If you've undergone a similar situation with a relative, then you may find "Nebraska" uncomfortable to watch. At times, I suspect most viewers will squirm in their seats. The movie addresses how well-meaning (and not so well-intentioned) relatives and friends treat the elderly. It reminds us how we often expect rewards for our kindnesses to others, while forgetting all the kindnesses they have paid us. Gradually, we get to know Woody, who never says much, and who refuses to relinquish a few desires that make no sense to others. We also learn why his wife fell in love with him, why she found it necessary to drag him away from his hometown, and why it's so important to him to collect that million dollars.
The Black & White photography in "Nebraska" focuses on the characters, instead of letting us get distracted by the scenery. The music enhances their isolation from each other, as well as what occasionally draws them together. The story takes us on a journey into our regrets, our hopes, our confusion, our pain, and how we interact with others. While it's often humorous, the movie is also quiet and reflective, as this little snippet of conversation toward the end of the film reveals:
"Does your father have Alzheimer's?" a woman asks David.
"No. He just believes what people tell him."

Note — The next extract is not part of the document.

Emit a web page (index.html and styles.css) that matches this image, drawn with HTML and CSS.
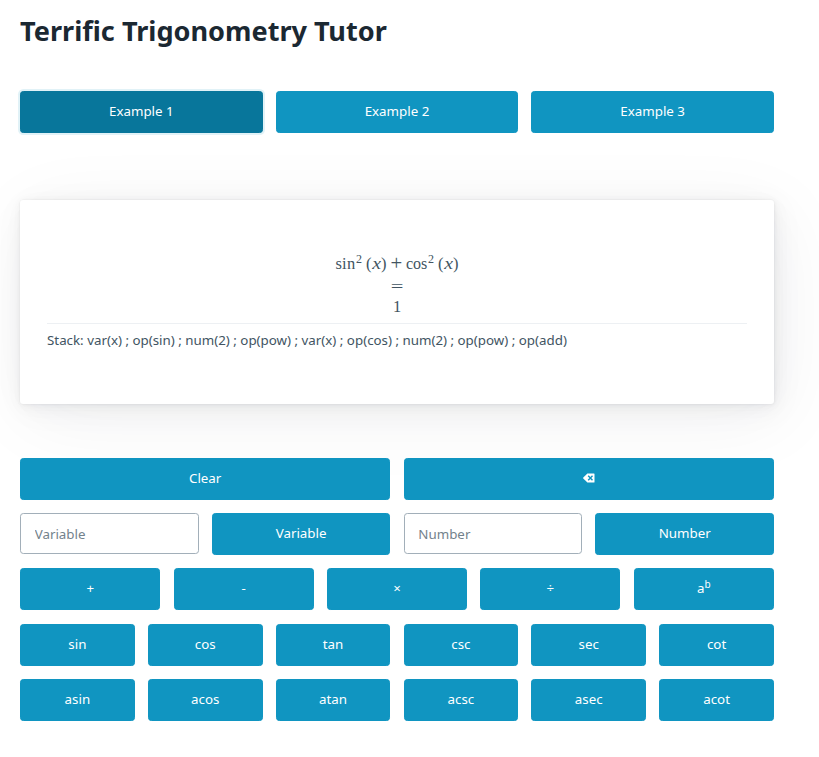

It would have been easy to have ended this film on a down note, to reinforce the skepticism of modern life. Alternatively, the filmmakers could have opted for a miraculous ending, presenting us with a pleasant fantasy that rewarded Woody's unrealistic belief. Instead, this character-driven film ends by allowing both David and Woody to forge their own victories. David's heart-warming decision makes him a winner. And Woody's suggestion (which David graciously grants) allows others to look up at this confused, elderly man. Some of them, for the first time in their lives, regard him with expressions of awe.
And David, the son who really wanted to understand his father? He wears a smile.